* _REQUIRED TASK_
Select every line below containing the word "that".

=-=-=

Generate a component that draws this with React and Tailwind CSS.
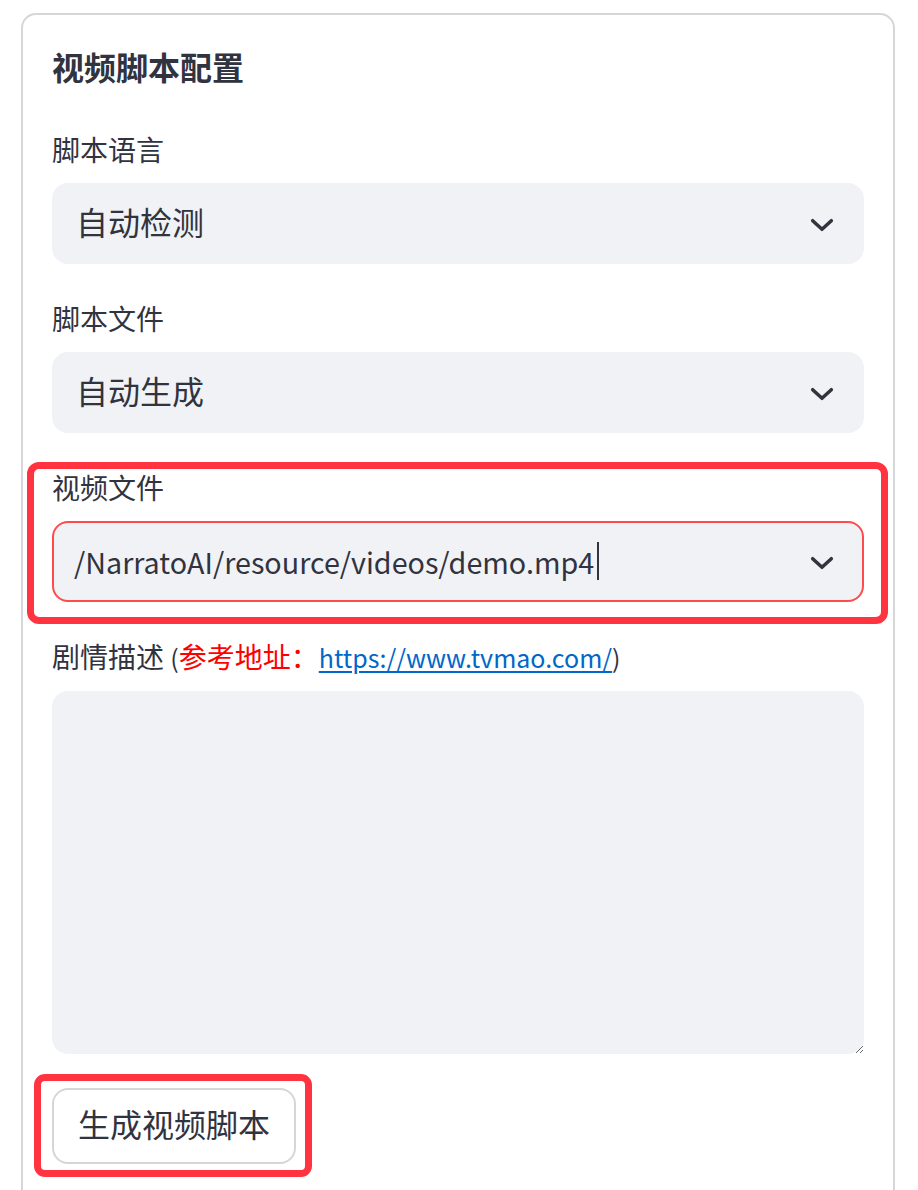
import React from 'react'

const font = { fontFamily: '"Noto Sans CJK SC", "Noto Sans", sans-serif' }

function Chevron() {
  return (
    <svg width="32" height="32" viewBox="0 0 24 24" fill="none" className="shrink-0">
      <polyline points="5,9.5 12,16 19,9.5" stroke="#31333f" strokeWidth="2.6" strokeLinecap="round" strokeLinejoin="round" />
    </svg>
  )
}

function Label({ children }) {
  return <div className="text-[28px] leading-[35px] pb-[5px] text-[#31333f]">{children}</div>
}

function SelectBox({ value, active }) {
  return (
    <div
      className={`mt-[11px] h-[81px] rounded-[16px] bg-[#f0f2f6] flex items-center justify-between pr-[24px] border-2
        ${active ? 'border-[#ff4b4b] pl-[20px]' : 'border-[#f0f2f6] pl-[22px]'}`}
    >
      <div className="flex items-center text-[#31333f]">
        {active ? (
          <>
            <span className="text-[28.7px]">{value}</span>
            <span className="ml-[3px] w-[2px] h-[38px] bg-[#31333f]" />
          </>
        ) : (
          <span className="text-[32px] pb-[6px]">{value}</span>
        )}
      </div>
      <Chevron />
    </div>
  )
}

export default function App() {
  return (
    <div className="bg-white min-h-[1190px] pt-[13px] pl-[21px]" style={font}>
      <div className="w-[874px] border-2 border-[#d6d6d9] rounded-[15px] px-[29px] pt-[27px] pb-[60px]">
        <h2 className="text-[32px] leading-[48px] font-bold text-[#31333f]">视频脚本配置</h2>

        <div className="mt-[42px]">
          <Label>脚本语言</Label>
          <SelectBox value="自动检测" />
        </div>

        <div className="mt-[37px]">
          <Label>脚本文件</Label>
          <SelectBox value="自动生成" />
        </div>

        <div className="mt-[37px] relative">
          <Label>视频文件</Label>
          <SelectBox value="/NarratoAI/resource/videos/demo.mp4" active />
          <div className="absolute -left-[25px] -right-[24px] -top-[8px] -bottom-[22px] border-[7px] border-[#ff3440] rounded-[12px] pointer-events-none" />
        </div>

        <div className="mt-[37px]">
          <Label>
            剧情描述 <span className="text-[25px]">(</span><span className="text-[#ff0000]">参考地址：</span>
            <a href="#" className="text-[25px] text-[#0068c9] underline underline-offset-[3px]">https://www.tvmao.com/</a>
            <span className="text-[25px]">)</span>
          </Label>
          <textarea
            className="mt-[11px] block w-full h-[363px] rounded-[16px] bg-[#f0f2f6] outline-none px-[22px] py-[16px] text-[32px] text-[#31333f]"
            style={font}
          />
        </div>

        <div className="mt-[34px] relative w-[244px]">
          <button className="w-[244px] h-[76px] pb-[6px] border-2 border-[#d6d6d9] rounded-[16px] bg-white text-[32px] text-[#31333f]" style={font}>
            生成视频脚本
          </button>
          <div className="absolute -left-[18px] -right-[16px] -top-[14px] -bottom-[13px] border-[7px] border-[#ff3440] rounded-[11px] pointer-events-none" />
        </div>
      </div>
    </div>
  )
}
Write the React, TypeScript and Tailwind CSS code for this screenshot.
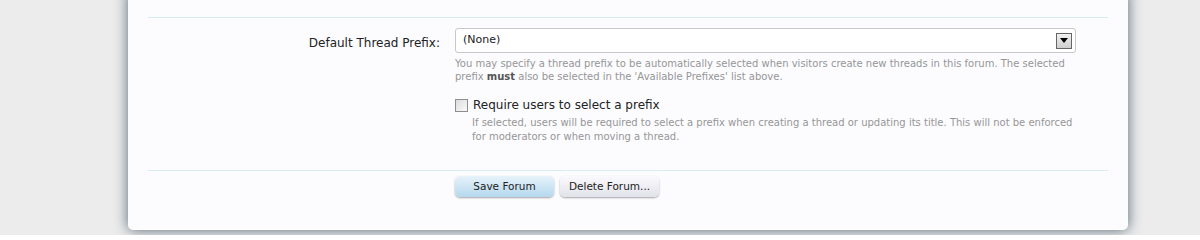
export default function App() {
  return (
    <div className="h-[235px] overflow-hidden bg-[#ececec] font-['DejaVu_Sans',sans-serif]">
      <div className="ml-[128px] -mt-[8px] w-[1000px] h-[238px] rounded-b-[5px] bg-[#fcfcff] px-[20px] pt-[8px] shadow-[0_0_14px_rgba(60,80,95,0.85)]">
        <div className="h-[18px] border-b border-[#d7edf0]" />

        <div className="flex pt-[10px]">
          <label className="w-[307px] shrink-0 pr-[15px] pt-[6px] text-right text-[12px] text-[#222]">
            Default Thread Prefix:
          </label>
          <div className="w-[621px]">
            <div className="flex h-[25px] items-center justify-between rounded-[3px] border border-[#c8c8c8] bg-white pl-[7px] pr-[3px] text-[11px] text-[#222]">
              <span>(None)</span>
              <span className="flex h-[16px] w-[16px] items-center justify-center border border-[#666] bg-gradient-to-b from-[#f2f2f2] to-[#cfcfcf]">
                <svg width="8" height="5" viewBox="0 0 8 5">
                  <path d="M0 0h8L4 5z" fill="#000" />
                </svg>
              </span>
            </div>
            <div className="mt-[4px] text-[10px] leading-[13px] text-[#969696]">
              <p>You may specify a thread prefix to be automatically selected when visitors create new threads in this forum. The selected</p>
              <p>
                prefix <b className="font-bold text-[#555]">must</b> also be selected in the 'Available Prefixes' list above.
              </p>
            </div>

            <div className="mt-[13px] flex items-center gap-[5px]">
              <span className="h-[13px] w-[13px] border border-[#8e8e8e] bg-gradient-to-br from-[#dcdcdc] to-[#fafafa]" />
              <span className="text-[12px] text-[#222]">Require users to select a prefix</span>
            </div>
            <div className="mt-[2px] pl-[17px] text-[10px] leading-[14px] text-[#969696]">
              <p>If selected, users will be required to select a prefix when creating a thread or updating its title. This will not be enforced</p>
              <p>for moderators or when moving a thread.</p>
            </div>
          </div>
        </div>

        <div className="mt-[26px] border-t border-[#d7edf0] pt-[5px] pl-[307px] flex gap-[6px]">
          <button className="h-[21px] w-[99px] rounded-[5px] bg-gradient-to-b from-[#e8f3fa] to-[#b4d8ee] text-[10.5px] text-[#222] shadow-[0_1px_2px_rgba(0,0,0,0.35)]">
            Save Forum
          </button>
          <button className="h-[21px] w-[99px] rounded-[5px] bg-gradient-to-b from-[#fafafe] to-[#e2e2ea] text-[10.5px] text-[#222] shadow-[0_1px_2px_rgba(0,0,0,0.35)]">
            Delete Forum...
          </button>
        </div>
      </div>
    </div>
  );
}
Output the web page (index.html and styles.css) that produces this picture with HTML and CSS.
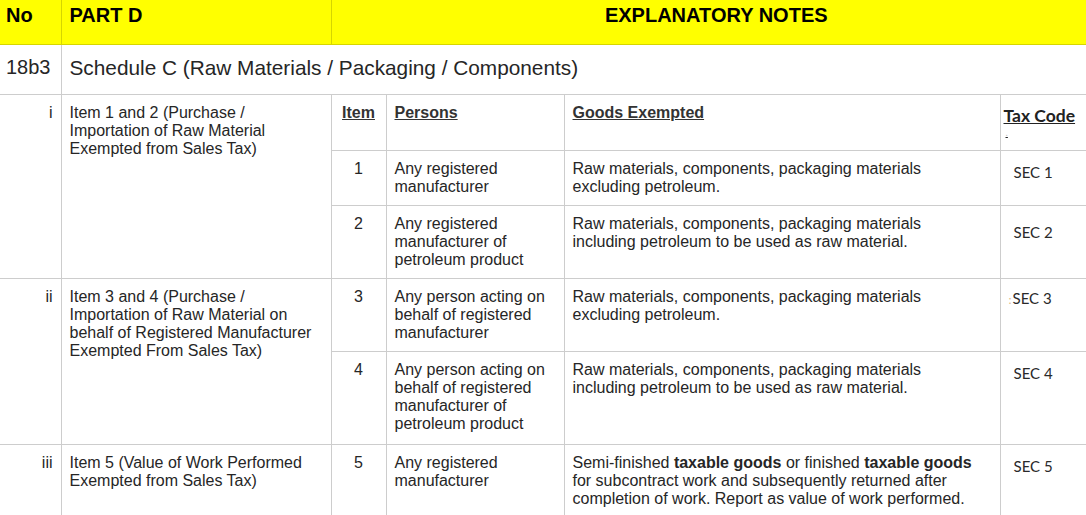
FILE: index.html
```html
<!DOCTYPE html>
<html lang="en">
<head>
<meta charset="utf-8">
<title>Part D Explanatory Notes</title>
<link rel="stylesheet" href="styles.css">
</head>
<body>
<table class="notes">
  <colgroup>
    <col class="c-no"><col class="c-part"><col class="c-item"><col class="c-persons"><col class="c-goods"><col class="c-tax">
  </colgroup>
  <thead>
    <tr class="head">
      <th class="h-no">No</th>
      <th class="h-part">PART D</th>
      <th class="h-notes" colspan="4">EXPLANATORY NOTES</th>
    </tr>
  </thead>
  <tbody>
    <tr class="schedule">
      <td class="sched-no">18b3</td>
      <td class="sched-title" colspan="5">Schedule C (Raw Materials / Packaging / Components)</td>
    </tr>

    <tr class="sub-head">
      <td class="num" rowspan="3">i</td>
      <td class="desc" rowspan="3">Item 1 and 2 (Purchase / Importation of Raw Material Exempted from Sales Tax)</td>
      <th class="col-item">Item</th>
      <th class="col-label">Persons</th>
      <th class="col-label">Goods Exempted</th>
      <th class="col-tax">Tax Code<span class="dot">.</span></th>
    </tr>
    <tr>
      <td class="item">1</td>
      <td class="persons">Any registered manufacturer</td>
      <td class="goods">Raw materials, components, packaging materials excluding petroleum.</td>
      <td class="sec">SEC 1</td>
    </tr>
    <tr>
      <td class="item">2</td>
      <td class="persons">Any registered manufacturer of petroleum product</td>
      <td class="goods">Raw materials, components, packaging materials including petroleum to be used as raw material.</td>
      <td class="sec sec-low">SEC 2</td>
    </tr>

    <tr>
      <td class="num" rowspan="2">ii</td>
      <td class="desc" rowspan="2">Item 3 and 4 (Purchase / Importation of Raw Material on behalf of Registered Manufacturer Exempted From Sales Tax)</td>
      <td class="item">3</td>
      <td class="persons">Any person acting on behalf of registered manufacturer</td>
      <td class="goods">Raw materials, components, packaging materials excluding petroleum.</td>
      <td class="sec sec-high"><span class="mark">:</span>SEC 3</td>
    </tr>
    <tr class="tall">
      <td class="item">4</td>
      <td class="persons">Any person acting on behalf of registered manufacturer of petroleum product</td>
      <td class="goods">Raw materials, components, packaging materials including petroleum to be used as raw material.</td>
      <td class="sec">SEC 4</td>
    </tr>

    <tr>
      <td class="num">iii</td>
      <td class="desc">Item 5 (Value of Work Performed Exempted from Sales Tax)</td>
      <td class="item">5</td>
      <td class="persons">Any registered manufacturer</td>
      <td class="goods">Semi-finished <b>taxable goods</b> or finished <b>taxable goods</b> for subcontract work and subsequently returned after completion of work. Report as value of work performed.</td>
      <td class="sec">SEC 5</td>
    </tr>
  </tbody>
</table>
</body>
</html>
```

FILE: styles.css
```css
html, body {
  margin: 0;
  padding: 0;
  overflow: hidden;
  background: #ffffff;
}

body {
  font-family: "Liberation Sans", Arial, sans-serif;
  color: #262626;
}

.notes {
  border-collapse: collapse;
  border-style: hidden;
  table-layout: fixed;
  width: 1101px;
}

.c-no { width: 61px; }
.c-part { width: 270px; }
.c-item { width: 55px; }
.c-persons { width: 178px; }
.c-goods { width: 436px; }
.c-tax { width: 101px; }

.notes td,
.notes th {
  border: 1px solid #cdcdcd;
  padding: 9px 8px;
  vertical-align: top;
  text-align: left;
  font-weight: normal;
  font-size: 16px;
  line-height: 18px;
}

/* yellow header */
.head { height: 44px; }

.notes .head th {
  background: #ffff00;
  color: #000000;
  font-weight: bold;
  font-size: 20px;
  line-height: 23px;
  padding: 4px 8px 0;
  border-color: #d6d600;
}

.notes .head .h-no { padding-left: 6px; }

.notes .head .h-notes { text-align: center; }

/* schedule row */
.schedule { height: 50px; }

.notes .schedule td {
  font-size: 20px;
  line-height: 23px;
  padding: 11px 8px 0;
}

.notes .schedule .sched-no { padding-left: 6px; }

.notes .schedule .sched-title { font-size: 20.8px; }

/* numbering column */
.notes .num {
  text-align: right;
  padding-right: 8px;
}

/* inner column headings */
.sub-head { height: 56px; }

.notes .sub-head th {
  font-weight: bold;
  text-decoration: underline;
  color: #333333;
}

.notes .sub-head .col-item { text-align: center; padding-left: 0; padding-right: 0; }

.notes .sub-head .col-tax {
  font-family: Lato, "Liberation Sans", sans-serif;
  font-size: 17.5px;
  line-height: 20px;
  padding: 11px 0 0 3px;
  color: #222222;
}

.dot {
  display: block;
  font-size: 10px;
  line-height: 12px;
  font-weight: normal;
  color: #c4c4c4;
  padding-left: 2px;
  text-decoration: none;
}

.notes .tall td { padding-bottom: 11px; }

.notes .item {
  text-align: center;
  padding-left: 0;
  padding-right: 0;
}

.notes .goods {
  padding-right: 20px;
}

.notes .sec {
  font-family: Lato, "Liberation Sans", sans-serif;
  font-size: 15px;
  padding: 12px 0 0 13px;
  color: #2a2a2a;
}

.notes .sec-low { padding-top: 17px; }
.notes .sec-high { padding-top: 10px; padding-left: 8px; }

.mark {
  color: #d9b98a;
  font-size: 12px;
  padding-right: 1px;
}
```
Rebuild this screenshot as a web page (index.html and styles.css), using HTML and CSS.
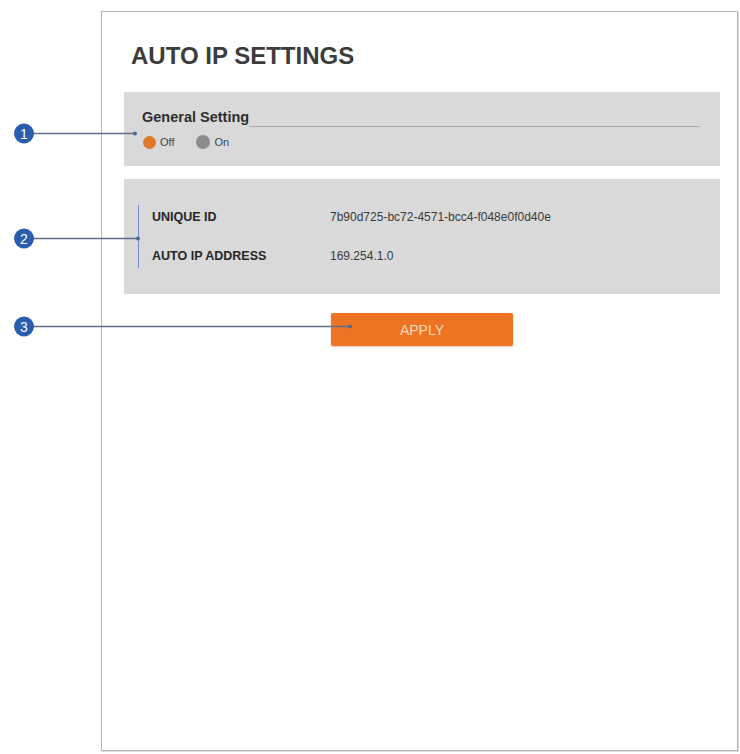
FILE: index.html
```html
<!DOCTYPE html>
<html lang="en">
<head>
<meta charset="utf-8">
<title>Auto IP Settings</title>
<link rel="stylesheet" href="styles.css">
</head>
<body>
<div class="page">
  <div class="frame">
    <h1 class="title">AUTO IP SETTINGS</h1>

    <section class="panel panel-general">
      <div class="panel-head">
        <span class="panel-head-text">General Setting</span>
        <span class="panel-head-rule"></span>
      </div>
      <div class="radios">
        <span class="radio radio-on"></span><span class="radio-label">Off</span>
        <span class="radio radio-off"></span><span class="radio-label">On</span>
      </div>
    </section>

    <section class="panel panel-info">
      <div class="fields">
        <div class="field">
          <span class="field-label">UNIQUE ID</span>
          <span class="field-value">7b90d725-bc72-4571-bcc4-f048e0f0d40e</span>
        </div>
        <div class="field">
          <span class="field-label">AUTO IP ADDRESS</span>
          <span class="field-value">169.254.1.0</span>
        </div>
      </div>
    </section>

    <div class="actions">
      <button class="apply" type="button">APPLY</button>
    </div>
  </div>

  <svg class="callouts" width="740" height="754" viewBox="0 0 740 754">
    <g class="lead">
      <line x1="26" y1="133.5" x2="135" y2="133.5"/>
      <line x1="26" y1="238.5" x2="138" y2="238.5"/>
      <line x1="26" y1="326.5" x2="350" y2="326.5"/>
    </g>
    <g class="tip">
      <circle cx="135" cy="133.5" r="2"/>
      <circle cx="138" cy="238.5" r="2"/>
      <circle cx="350" cy="326.5" r="2"/>
    </g>
    <g class="badge">
      <circle cx="24" cy="133.5" r="10"/>
      <circle cx="24" cy="238.5" r="10"/>
      <circle cx="24" cy="326.5" r="10"/>
    </g>
    <g class="badge-num">
      <text x="24" y="138.5">1</text>
      <text x="24" y="243.5">2</text>
      <text x="24" y="331.5">3</text>
    </g>
  </svg>
</div>
</body>
</html>
```

FILE: styles.css
```css
html, body {
  margin: 0;
  padding: 0;
  background: #ffffff;
}

body {
  font-family: "Liberation Sans", Arial, sans-serif;
  color: #333333;
}

.page {
  position: relative;
  width: 740px;
  height: 754px;
  overflow: hidden;
}

.frame {
  box-sizing: border-box;
  margin: 11px 0 0 101px;
  width: 637px;
  height: 740px;
  border: 1px solid #b4b4b4;
  box-shadow: 1px 1px 0 #dcdcdc;
  padding: 30px 17px 0 22px;
  background: #ffffff;
}

.title {
  margin: 0 0 22px 7px;
  font-size: 24px;
  line-height: 28px;
  font-weight: bold;
  color: #3c3c3c;
}

.panel {
  background: #d9d9d9;
}

.panel-general {
  padding: 16px 20px 16px 18px;
}

.panel-head {
  display: flex;
  align-items: flex-end;
  height: 18px;
}

.panel-head-text {
  font-size: 14.5px;
  line-height: 18px;
  font-weight: bold;
  color: #2e2e2e;
  white-space: nowrap;
}

.panel-head-rule {
  flex: 1;
  height: 0;
  border-bottom: 1px solid #a9a9a9;
  margin-bottom: -1px;
}

.radios {
  display: flex;
  align-items: center;
  height: 16px;
  margin-top: 8px;
}

.radio {
  width: 13px;
  height: 13px;
  border-radius: 50%;
  margin-left: 1px;
}

.radio-on {
  background: #e0782c;
}

.radio-off {
  background: #8c8c8c;
  width: 14px;
  height: 14px;
}

.radio-label {
  font-size: 11px;
  color: #444444;
  margin-left: 4px;
  margin-right: 21px;
}

.panel-info {
  margin-top: 13px;
  padding: 26px 20px 26px 14px;
}

.fields {
  display: flex;
  flex-direction: column;
  gap: 15px;
  border-left: 1px solid #6f8dc8;
  padding-left: 13px;
}

.field {
  display: flex;
  align-items: center;
  height: 24px;
}

.field-label {
  width: 178px;
  font-size: 12.5px;
  font-weight: bold;
  color: #262626;
}

.field-value {
  font-size: 12px;
  color: #3a3a3a;
}

.actions {
  display: flex;
  justify-content: center;
  width: 596px;
  margin-top: 19px;
}

.apply {
  width: 182px;
  height: 33px;
  border: none;
  border-radius: 2px;
  background: #ee7424;
  color: #fcd9bd;
  font-family: "Liberation Sans", Arial, sans-serif;
  font-size: 14px;
  padding: 0;
  box-shadow: 0 1px 2px rgba(200, 90, 20, 0.35);
}

.callouts {
  position: absolute;
  left: 0;
  top: 0;
  pointer-events: none;
}

.lead line {
  stroke: #5e708c;
  stroke-width: 1.3;
}

.tip circle {
  fill: #4d6791;
}

.badge circle {
  fill: #2a5caf;
}

.badge-num text {
  fill: #ffffff;
  font-family: "Liberation Sans", Arial, sans-serif;
  font-size: 14px;
  text-anchor: middle;
}
```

=-=-=

* _EXPECTED ANSWER_
Generate a component that draws this with React and Tailwind CSS.
Output the web page (index.html and styles.css) that produces this picture with HTML and CSS.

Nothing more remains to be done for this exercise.